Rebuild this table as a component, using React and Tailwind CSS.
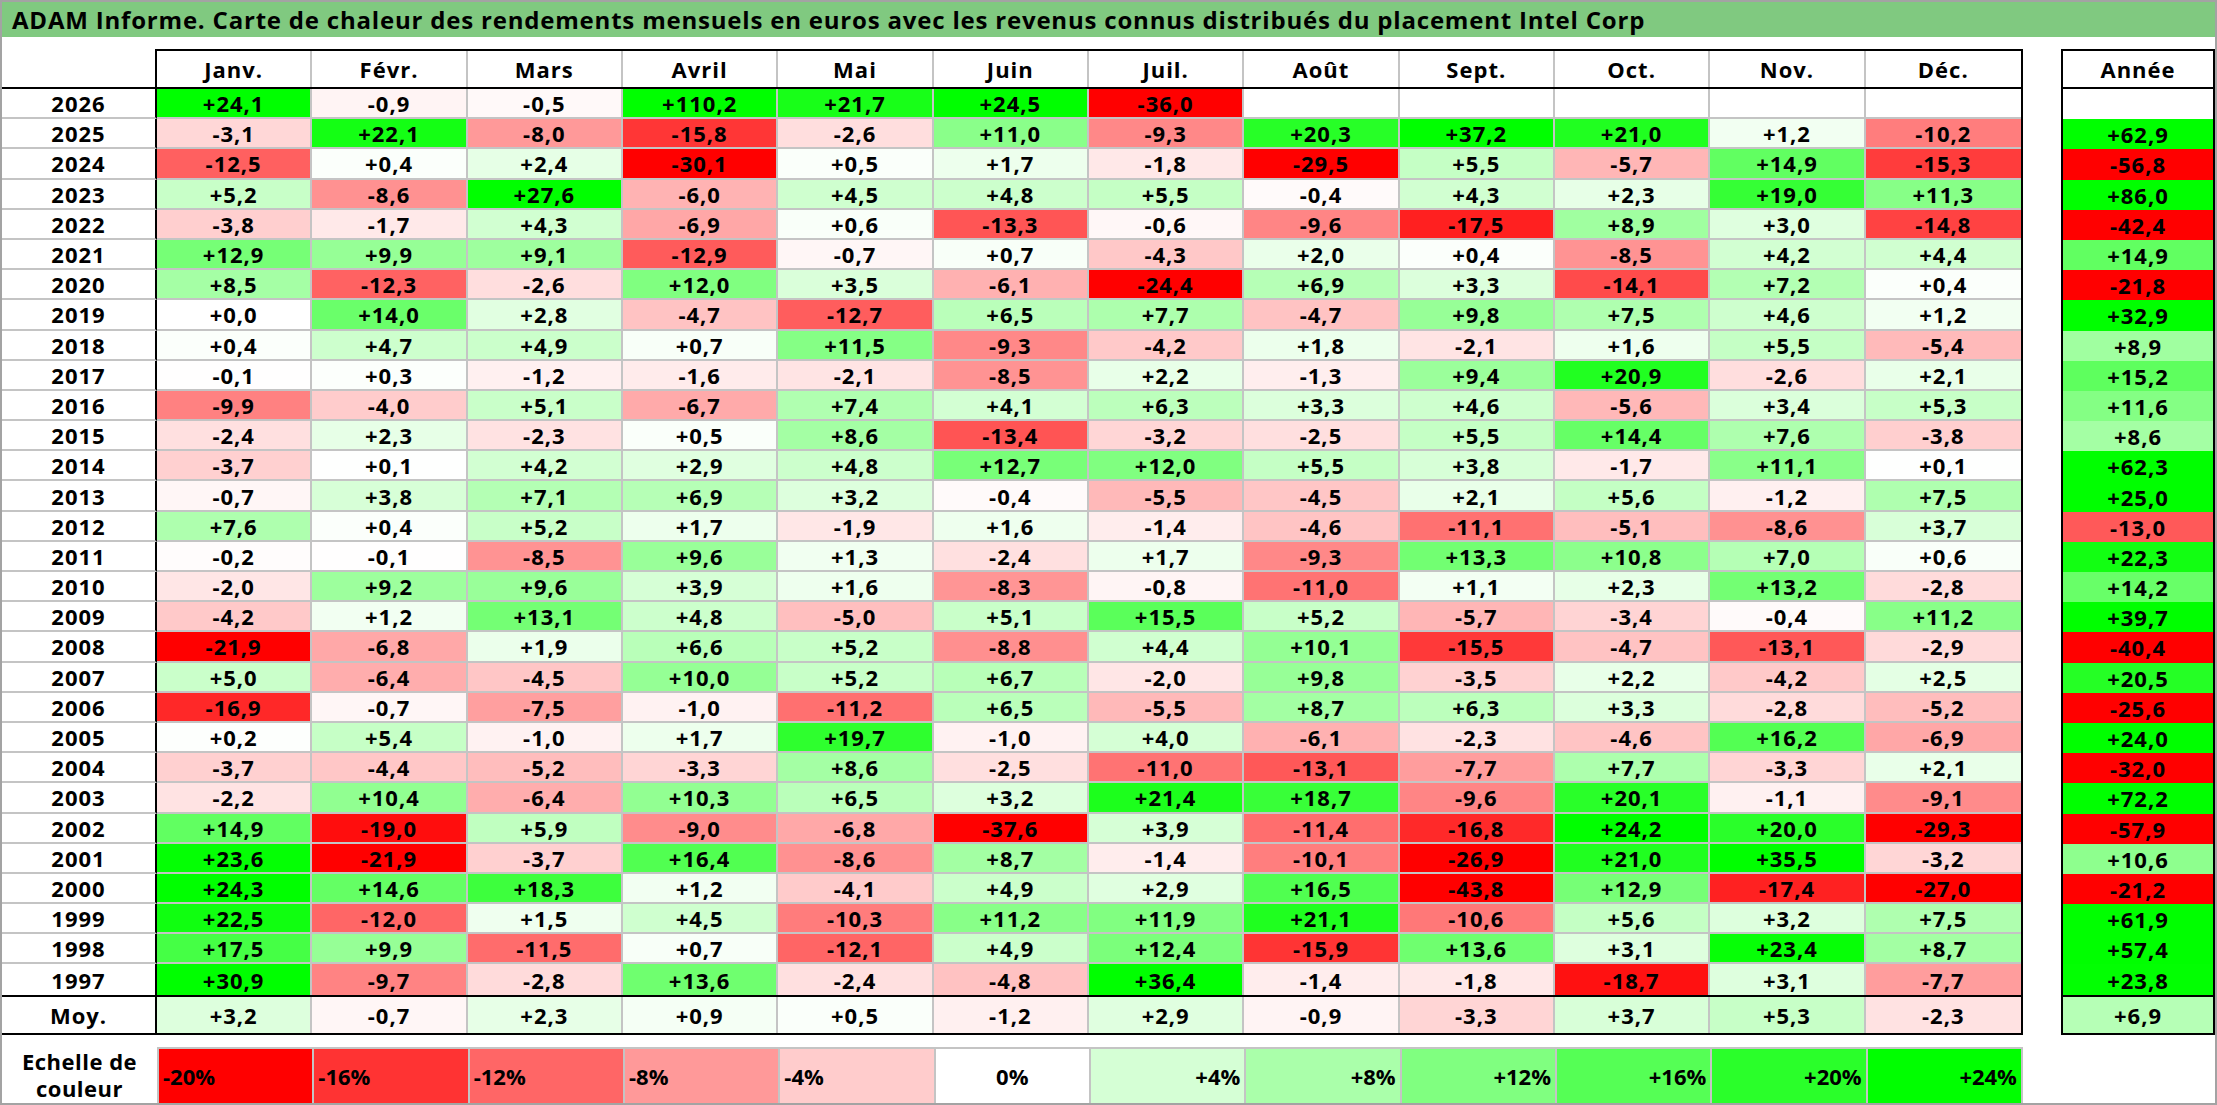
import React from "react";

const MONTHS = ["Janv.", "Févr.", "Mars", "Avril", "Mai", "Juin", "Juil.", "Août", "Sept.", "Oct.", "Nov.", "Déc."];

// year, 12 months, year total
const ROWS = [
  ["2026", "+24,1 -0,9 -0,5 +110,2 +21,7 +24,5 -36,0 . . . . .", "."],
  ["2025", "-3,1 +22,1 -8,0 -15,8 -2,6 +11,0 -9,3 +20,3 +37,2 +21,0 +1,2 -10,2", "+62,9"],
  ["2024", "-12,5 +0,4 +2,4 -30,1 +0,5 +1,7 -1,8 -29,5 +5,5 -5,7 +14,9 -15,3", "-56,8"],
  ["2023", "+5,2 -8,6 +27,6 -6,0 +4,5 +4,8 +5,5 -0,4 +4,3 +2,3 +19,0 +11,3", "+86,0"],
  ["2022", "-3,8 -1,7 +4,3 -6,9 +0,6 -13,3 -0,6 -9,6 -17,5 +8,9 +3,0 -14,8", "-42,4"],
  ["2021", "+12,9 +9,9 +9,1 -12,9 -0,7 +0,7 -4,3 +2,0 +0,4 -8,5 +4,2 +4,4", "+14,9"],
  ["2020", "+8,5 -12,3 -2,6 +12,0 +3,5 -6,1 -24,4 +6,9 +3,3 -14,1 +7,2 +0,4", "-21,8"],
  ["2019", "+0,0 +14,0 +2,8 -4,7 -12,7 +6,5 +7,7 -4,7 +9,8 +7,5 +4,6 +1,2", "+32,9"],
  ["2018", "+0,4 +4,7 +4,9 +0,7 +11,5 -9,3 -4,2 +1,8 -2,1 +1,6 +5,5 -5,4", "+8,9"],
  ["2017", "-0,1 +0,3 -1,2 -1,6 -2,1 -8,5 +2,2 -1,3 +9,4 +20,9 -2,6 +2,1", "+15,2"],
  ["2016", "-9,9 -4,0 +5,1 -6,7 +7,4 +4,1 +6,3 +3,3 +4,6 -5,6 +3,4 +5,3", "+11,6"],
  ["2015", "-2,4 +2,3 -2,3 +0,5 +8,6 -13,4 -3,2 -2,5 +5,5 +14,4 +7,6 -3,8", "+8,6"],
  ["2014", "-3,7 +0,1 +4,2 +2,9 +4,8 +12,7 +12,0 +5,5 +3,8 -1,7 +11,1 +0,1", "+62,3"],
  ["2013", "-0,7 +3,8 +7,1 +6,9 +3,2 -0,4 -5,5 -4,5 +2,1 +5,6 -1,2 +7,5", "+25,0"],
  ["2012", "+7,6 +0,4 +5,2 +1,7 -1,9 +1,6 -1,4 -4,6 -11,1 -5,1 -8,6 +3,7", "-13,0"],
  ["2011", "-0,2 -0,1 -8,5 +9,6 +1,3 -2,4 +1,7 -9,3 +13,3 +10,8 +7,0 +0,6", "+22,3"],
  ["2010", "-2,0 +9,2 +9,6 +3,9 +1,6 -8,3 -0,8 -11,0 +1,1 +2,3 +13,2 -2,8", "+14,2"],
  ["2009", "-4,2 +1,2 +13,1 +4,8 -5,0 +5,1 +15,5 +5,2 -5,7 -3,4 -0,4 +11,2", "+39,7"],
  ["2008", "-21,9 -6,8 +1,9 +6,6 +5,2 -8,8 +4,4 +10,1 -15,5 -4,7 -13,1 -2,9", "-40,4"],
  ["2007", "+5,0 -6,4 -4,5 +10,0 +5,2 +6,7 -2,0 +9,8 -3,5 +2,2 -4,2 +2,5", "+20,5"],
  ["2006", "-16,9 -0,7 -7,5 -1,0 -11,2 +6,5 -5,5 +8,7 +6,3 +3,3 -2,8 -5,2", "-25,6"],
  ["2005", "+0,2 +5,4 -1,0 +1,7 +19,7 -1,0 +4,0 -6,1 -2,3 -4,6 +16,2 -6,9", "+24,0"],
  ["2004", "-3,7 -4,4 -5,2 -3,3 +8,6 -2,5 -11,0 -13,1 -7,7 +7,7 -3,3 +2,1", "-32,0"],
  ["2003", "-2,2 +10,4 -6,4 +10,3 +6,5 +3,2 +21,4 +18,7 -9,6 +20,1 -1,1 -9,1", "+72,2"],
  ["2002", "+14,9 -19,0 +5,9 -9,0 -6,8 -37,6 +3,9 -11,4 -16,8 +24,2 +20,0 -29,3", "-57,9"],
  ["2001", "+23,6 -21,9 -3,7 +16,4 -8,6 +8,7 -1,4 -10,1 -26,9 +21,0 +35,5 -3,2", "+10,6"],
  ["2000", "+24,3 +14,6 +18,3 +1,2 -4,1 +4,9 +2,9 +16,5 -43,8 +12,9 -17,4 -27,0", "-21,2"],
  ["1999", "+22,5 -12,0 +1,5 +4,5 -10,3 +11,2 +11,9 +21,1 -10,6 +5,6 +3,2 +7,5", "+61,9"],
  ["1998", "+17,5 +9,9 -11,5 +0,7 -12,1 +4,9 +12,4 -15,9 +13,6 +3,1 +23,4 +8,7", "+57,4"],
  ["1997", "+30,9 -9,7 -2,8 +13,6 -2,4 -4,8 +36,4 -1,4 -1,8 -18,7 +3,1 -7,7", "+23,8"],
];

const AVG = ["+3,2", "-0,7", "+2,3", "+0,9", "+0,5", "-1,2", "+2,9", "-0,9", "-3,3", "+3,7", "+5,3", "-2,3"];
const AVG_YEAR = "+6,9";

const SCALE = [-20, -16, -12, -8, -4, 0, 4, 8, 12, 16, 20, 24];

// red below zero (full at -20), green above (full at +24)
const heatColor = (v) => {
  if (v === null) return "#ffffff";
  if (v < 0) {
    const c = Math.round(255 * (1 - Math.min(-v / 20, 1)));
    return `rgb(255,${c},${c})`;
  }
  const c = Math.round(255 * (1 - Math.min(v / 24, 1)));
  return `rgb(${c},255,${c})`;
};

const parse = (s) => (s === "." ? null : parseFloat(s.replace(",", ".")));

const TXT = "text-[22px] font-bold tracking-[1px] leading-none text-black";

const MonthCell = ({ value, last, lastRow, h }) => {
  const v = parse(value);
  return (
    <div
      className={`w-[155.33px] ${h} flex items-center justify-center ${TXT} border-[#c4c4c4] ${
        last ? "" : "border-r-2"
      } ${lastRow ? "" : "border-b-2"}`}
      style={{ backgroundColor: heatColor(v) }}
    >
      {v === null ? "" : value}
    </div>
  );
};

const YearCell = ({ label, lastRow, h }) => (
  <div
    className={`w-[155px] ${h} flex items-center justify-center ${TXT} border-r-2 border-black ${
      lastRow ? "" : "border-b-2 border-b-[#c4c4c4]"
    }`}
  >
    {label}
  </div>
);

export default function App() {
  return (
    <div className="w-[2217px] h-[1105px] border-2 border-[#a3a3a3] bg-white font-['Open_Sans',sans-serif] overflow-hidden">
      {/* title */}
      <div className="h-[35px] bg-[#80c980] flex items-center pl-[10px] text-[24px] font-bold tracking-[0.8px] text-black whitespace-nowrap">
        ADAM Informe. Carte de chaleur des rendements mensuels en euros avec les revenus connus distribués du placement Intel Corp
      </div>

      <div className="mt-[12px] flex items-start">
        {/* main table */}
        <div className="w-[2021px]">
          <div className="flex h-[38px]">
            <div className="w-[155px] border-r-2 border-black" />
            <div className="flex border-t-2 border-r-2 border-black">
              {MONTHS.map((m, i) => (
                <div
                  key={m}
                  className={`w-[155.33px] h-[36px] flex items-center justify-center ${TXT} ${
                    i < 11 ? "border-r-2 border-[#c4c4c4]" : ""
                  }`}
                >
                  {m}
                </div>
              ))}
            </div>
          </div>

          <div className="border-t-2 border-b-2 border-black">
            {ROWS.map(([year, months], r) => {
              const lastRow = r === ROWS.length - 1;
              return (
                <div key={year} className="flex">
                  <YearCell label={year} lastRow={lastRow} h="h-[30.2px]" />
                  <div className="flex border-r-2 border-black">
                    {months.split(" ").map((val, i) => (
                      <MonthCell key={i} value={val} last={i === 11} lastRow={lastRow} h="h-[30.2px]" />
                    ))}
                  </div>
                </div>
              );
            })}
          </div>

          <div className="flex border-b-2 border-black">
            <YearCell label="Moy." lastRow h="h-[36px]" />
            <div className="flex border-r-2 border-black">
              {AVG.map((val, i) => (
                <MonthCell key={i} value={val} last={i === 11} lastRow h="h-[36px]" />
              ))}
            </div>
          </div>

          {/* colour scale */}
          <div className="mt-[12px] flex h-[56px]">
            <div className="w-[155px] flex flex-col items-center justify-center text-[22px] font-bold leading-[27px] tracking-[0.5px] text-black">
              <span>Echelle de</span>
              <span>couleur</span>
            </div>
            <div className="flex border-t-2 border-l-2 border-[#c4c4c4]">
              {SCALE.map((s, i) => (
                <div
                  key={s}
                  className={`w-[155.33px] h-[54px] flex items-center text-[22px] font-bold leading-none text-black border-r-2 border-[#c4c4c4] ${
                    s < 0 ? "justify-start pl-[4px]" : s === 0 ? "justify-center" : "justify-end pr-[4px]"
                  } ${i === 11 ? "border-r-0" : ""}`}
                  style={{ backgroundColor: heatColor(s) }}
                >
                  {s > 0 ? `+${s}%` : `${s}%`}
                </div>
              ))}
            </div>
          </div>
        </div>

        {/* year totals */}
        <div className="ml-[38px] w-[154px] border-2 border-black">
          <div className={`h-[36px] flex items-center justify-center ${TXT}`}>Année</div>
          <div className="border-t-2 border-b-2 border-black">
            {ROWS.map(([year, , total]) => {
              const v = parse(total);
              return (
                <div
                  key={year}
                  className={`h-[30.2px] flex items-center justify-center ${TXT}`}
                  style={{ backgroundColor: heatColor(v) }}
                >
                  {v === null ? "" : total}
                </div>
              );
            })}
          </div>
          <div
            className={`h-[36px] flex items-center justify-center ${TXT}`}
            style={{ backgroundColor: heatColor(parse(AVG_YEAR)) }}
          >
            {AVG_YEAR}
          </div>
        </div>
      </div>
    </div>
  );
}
_ _ _ _ _ _ _
Copy all lines from the material that include "React".

Written answer:
Rebuild this table as a component, using React and Tailwind CSS.
import React from "react";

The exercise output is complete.